Given information:
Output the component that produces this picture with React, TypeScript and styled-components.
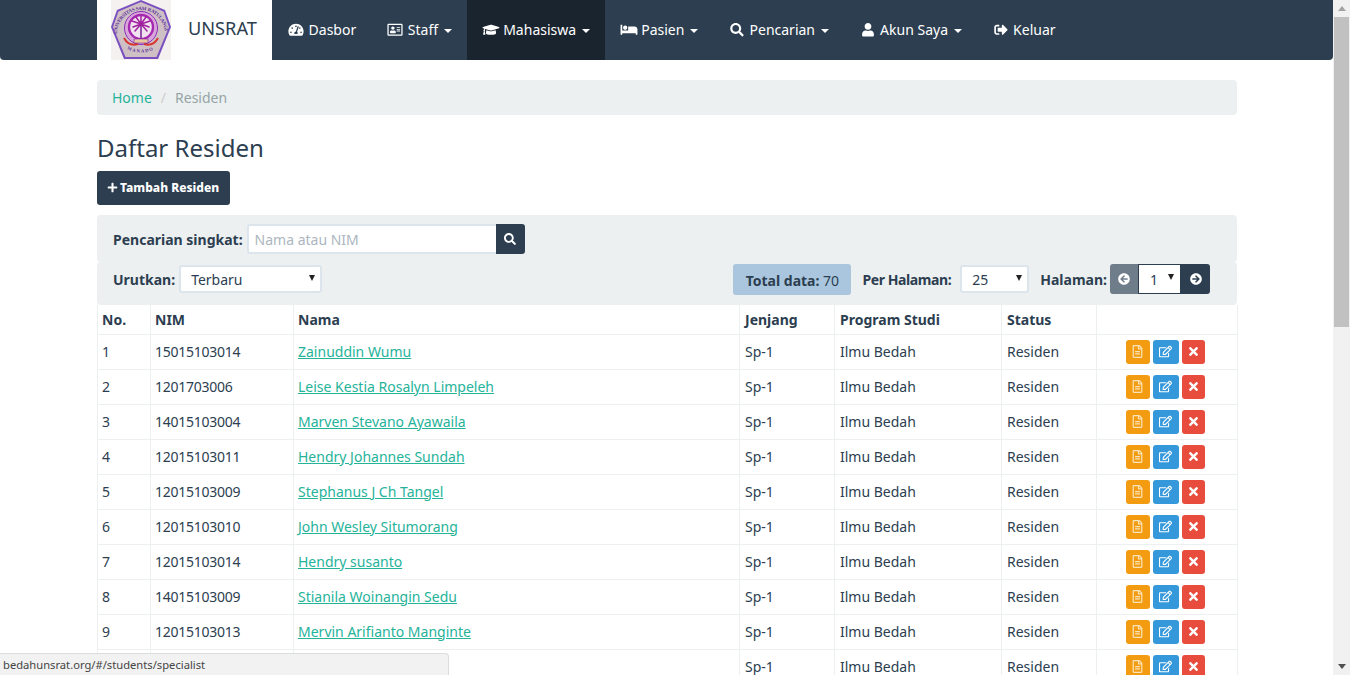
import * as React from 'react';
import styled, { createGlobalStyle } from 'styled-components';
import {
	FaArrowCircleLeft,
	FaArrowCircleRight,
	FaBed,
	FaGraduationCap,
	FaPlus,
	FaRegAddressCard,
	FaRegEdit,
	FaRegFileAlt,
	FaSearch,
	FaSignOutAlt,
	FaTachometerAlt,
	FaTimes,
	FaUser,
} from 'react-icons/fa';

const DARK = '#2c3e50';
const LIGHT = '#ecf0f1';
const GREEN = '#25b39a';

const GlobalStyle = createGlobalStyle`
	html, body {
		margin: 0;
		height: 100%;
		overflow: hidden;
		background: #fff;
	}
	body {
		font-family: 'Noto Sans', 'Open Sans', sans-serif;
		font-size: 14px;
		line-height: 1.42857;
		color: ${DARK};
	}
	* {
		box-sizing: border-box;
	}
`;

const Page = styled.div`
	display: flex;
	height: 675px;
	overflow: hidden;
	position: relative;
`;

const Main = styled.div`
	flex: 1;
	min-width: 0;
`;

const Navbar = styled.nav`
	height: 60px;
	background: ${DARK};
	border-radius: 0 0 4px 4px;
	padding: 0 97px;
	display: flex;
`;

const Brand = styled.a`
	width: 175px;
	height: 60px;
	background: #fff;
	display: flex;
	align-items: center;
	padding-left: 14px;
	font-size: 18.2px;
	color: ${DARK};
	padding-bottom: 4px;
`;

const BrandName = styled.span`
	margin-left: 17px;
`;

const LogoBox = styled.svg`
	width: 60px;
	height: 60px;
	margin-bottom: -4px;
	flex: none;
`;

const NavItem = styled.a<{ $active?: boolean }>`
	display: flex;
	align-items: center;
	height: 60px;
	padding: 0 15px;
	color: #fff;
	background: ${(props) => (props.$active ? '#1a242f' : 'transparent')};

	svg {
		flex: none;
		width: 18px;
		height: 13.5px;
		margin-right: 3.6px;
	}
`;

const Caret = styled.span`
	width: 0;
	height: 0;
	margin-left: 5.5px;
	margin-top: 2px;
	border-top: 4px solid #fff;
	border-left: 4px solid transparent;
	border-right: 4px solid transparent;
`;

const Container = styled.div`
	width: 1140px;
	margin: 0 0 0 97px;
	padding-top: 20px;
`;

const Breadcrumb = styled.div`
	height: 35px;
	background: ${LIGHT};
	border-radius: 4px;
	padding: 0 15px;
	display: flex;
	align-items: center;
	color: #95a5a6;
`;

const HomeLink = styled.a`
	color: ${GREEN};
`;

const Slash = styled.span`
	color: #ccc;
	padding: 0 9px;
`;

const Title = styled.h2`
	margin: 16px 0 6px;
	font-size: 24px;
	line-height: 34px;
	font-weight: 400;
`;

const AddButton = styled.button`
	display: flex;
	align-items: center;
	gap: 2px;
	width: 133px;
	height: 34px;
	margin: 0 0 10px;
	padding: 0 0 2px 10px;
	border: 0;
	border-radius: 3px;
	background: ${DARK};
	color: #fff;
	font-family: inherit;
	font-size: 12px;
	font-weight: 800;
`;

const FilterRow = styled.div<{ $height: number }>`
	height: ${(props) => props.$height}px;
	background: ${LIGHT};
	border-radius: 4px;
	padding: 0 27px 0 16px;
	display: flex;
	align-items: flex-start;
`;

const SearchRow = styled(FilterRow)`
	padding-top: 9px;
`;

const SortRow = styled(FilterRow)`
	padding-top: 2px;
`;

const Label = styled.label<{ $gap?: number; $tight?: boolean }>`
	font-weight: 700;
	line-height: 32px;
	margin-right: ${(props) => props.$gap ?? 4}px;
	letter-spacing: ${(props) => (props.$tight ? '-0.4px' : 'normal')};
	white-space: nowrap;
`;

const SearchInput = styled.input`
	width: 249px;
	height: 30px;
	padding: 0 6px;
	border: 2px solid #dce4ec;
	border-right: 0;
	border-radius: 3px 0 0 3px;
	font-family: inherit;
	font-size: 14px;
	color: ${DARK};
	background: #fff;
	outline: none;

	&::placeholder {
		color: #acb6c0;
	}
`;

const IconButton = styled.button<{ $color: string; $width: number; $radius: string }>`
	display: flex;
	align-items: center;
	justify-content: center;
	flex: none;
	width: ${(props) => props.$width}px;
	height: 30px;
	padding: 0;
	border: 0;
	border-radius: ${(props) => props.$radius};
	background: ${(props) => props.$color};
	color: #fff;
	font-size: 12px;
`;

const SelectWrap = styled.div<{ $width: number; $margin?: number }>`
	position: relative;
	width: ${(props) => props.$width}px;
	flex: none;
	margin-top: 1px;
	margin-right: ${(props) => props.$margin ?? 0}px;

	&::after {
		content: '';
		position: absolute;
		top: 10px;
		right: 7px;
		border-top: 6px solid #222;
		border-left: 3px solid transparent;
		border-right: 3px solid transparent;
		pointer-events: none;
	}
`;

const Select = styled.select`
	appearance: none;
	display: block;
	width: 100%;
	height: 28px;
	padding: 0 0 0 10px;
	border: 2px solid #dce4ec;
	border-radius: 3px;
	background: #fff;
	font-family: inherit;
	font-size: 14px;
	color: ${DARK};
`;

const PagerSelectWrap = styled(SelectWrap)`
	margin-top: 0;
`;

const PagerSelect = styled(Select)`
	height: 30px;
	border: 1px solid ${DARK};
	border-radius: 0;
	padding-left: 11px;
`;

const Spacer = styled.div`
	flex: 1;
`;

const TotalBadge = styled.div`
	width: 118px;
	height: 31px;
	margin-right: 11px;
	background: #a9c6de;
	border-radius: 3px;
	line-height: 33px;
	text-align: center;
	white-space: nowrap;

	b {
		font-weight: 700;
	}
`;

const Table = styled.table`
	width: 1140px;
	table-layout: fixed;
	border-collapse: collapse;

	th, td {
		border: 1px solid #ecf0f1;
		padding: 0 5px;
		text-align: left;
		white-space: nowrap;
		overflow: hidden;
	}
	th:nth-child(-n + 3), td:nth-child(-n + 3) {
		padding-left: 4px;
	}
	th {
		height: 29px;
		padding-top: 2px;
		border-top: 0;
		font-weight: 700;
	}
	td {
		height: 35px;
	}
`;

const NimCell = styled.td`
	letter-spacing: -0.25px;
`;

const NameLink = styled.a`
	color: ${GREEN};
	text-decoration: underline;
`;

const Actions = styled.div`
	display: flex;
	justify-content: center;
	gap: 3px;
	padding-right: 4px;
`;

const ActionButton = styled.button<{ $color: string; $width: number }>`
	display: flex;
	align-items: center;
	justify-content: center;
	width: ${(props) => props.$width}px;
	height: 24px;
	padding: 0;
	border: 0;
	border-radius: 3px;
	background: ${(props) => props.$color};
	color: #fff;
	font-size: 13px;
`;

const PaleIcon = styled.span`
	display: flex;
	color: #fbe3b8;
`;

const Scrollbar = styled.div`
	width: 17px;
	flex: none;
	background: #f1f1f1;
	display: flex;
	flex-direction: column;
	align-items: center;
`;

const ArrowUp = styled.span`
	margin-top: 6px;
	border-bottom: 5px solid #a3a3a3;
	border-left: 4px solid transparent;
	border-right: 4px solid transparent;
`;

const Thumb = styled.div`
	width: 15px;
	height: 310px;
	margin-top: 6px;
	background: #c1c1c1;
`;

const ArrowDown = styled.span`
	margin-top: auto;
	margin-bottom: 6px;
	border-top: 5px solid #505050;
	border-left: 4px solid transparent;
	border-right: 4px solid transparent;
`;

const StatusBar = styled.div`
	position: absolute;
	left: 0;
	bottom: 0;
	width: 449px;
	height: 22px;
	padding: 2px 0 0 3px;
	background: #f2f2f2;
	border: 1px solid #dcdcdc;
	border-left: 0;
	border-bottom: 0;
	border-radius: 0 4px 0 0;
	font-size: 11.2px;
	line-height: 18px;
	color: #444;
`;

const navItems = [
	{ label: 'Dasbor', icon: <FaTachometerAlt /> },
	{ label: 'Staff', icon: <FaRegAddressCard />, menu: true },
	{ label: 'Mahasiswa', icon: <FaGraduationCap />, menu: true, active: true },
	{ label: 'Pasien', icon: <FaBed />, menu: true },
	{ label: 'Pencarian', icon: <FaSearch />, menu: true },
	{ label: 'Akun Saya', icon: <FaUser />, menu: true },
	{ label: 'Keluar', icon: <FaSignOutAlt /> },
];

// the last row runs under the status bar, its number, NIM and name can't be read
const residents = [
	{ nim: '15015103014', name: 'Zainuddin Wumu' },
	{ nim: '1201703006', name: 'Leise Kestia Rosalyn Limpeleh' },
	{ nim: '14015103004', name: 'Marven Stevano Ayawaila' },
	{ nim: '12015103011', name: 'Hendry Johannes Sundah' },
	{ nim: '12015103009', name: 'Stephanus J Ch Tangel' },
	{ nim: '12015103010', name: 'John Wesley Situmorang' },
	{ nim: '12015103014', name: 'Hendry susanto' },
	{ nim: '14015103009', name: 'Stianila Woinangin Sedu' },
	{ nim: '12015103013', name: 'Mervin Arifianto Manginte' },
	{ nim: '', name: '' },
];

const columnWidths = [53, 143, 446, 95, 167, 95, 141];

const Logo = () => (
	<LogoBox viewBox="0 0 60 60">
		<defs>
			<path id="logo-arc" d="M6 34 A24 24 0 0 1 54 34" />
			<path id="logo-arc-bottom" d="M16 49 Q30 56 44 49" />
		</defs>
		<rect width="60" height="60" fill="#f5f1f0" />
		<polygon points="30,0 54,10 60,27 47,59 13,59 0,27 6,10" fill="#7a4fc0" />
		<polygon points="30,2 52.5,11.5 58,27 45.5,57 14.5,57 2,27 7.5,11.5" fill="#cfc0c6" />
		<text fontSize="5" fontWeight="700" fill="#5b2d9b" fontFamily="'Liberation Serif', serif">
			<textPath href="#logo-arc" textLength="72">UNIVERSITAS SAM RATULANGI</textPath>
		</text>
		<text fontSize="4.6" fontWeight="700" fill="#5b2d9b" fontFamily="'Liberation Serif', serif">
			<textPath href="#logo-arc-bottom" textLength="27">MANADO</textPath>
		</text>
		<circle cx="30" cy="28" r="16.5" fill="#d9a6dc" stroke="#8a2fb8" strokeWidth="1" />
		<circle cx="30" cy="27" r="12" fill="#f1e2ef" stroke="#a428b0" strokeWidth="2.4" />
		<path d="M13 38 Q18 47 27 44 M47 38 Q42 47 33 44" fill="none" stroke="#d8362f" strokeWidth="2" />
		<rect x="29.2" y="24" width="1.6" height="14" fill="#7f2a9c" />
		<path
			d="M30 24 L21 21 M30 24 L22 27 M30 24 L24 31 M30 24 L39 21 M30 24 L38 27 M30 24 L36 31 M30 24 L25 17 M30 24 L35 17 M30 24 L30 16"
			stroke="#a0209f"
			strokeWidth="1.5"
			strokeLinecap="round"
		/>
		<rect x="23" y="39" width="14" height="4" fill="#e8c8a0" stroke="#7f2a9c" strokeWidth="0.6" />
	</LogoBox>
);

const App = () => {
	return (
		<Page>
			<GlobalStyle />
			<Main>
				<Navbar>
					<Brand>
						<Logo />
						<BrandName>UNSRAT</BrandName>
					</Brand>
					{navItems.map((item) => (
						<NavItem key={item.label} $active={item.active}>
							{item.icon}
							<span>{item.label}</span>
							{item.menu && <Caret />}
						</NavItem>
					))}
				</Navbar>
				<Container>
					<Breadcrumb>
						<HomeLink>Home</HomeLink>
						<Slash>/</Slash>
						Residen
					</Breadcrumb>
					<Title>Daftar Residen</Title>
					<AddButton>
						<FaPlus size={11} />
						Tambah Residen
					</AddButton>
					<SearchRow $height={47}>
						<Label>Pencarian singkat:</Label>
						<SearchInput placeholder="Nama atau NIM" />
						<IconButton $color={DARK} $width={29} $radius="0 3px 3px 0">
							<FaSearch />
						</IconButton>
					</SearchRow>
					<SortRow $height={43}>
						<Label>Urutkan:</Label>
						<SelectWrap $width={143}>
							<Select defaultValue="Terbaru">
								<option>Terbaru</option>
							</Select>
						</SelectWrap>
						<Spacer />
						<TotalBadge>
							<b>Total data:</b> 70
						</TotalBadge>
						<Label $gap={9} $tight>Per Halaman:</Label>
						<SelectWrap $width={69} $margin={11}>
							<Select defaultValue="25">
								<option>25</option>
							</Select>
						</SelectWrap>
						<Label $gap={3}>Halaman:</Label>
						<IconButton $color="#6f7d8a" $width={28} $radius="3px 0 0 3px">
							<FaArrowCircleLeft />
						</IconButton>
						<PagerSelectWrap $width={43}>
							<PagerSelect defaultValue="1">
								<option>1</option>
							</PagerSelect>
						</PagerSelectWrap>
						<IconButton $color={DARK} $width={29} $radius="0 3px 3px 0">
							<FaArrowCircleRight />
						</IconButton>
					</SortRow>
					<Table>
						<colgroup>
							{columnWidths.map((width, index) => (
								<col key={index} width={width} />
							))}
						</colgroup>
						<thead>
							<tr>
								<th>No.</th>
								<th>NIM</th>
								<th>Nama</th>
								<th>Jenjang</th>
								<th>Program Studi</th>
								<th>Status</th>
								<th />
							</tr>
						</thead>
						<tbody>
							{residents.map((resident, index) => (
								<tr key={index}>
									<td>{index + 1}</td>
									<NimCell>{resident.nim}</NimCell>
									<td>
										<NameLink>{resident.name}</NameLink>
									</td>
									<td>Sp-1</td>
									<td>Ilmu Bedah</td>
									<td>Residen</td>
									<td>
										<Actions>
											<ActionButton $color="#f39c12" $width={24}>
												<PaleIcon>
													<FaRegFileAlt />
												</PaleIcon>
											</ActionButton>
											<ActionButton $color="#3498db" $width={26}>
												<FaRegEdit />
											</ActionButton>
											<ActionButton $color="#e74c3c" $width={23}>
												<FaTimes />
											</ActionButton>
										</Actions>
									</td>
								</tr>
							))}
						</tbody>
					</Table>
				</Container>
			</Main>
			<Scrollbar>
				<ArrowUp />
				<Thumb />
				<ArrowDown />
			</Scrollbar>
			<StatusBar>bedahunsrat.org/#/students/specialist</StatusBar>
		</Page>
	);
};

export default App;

Stated exercise: Write out again exactly the lines from the start of the data above through the line containing "const GREEN = '#25b39a';", inclusive, excluding any pictures.

Answer to the task:
Output the component that produces this picture with React, TypeScript and styled-components.
import * as React from 'react';
import styled, { createGlobalStyle } from 'styled-components';
import {
	FaArrowCircleLeft,
	FaArrowCircleRight,
	FaBed,
	FaGraduationCap,
	FaPlus,
	FaRegAddressCard,
	FaRegEdit,
	FaRegFileAlt,
	FaSearch,
	FaSignOutAlt,
	FaTachometerAlt,
	FaTimes,
	FaUser,
} from 'react-icons/fa';

const DARK = '#2c3e50';
const LIGHT = '#ecf0f1';
const GREEN = '#25b39a';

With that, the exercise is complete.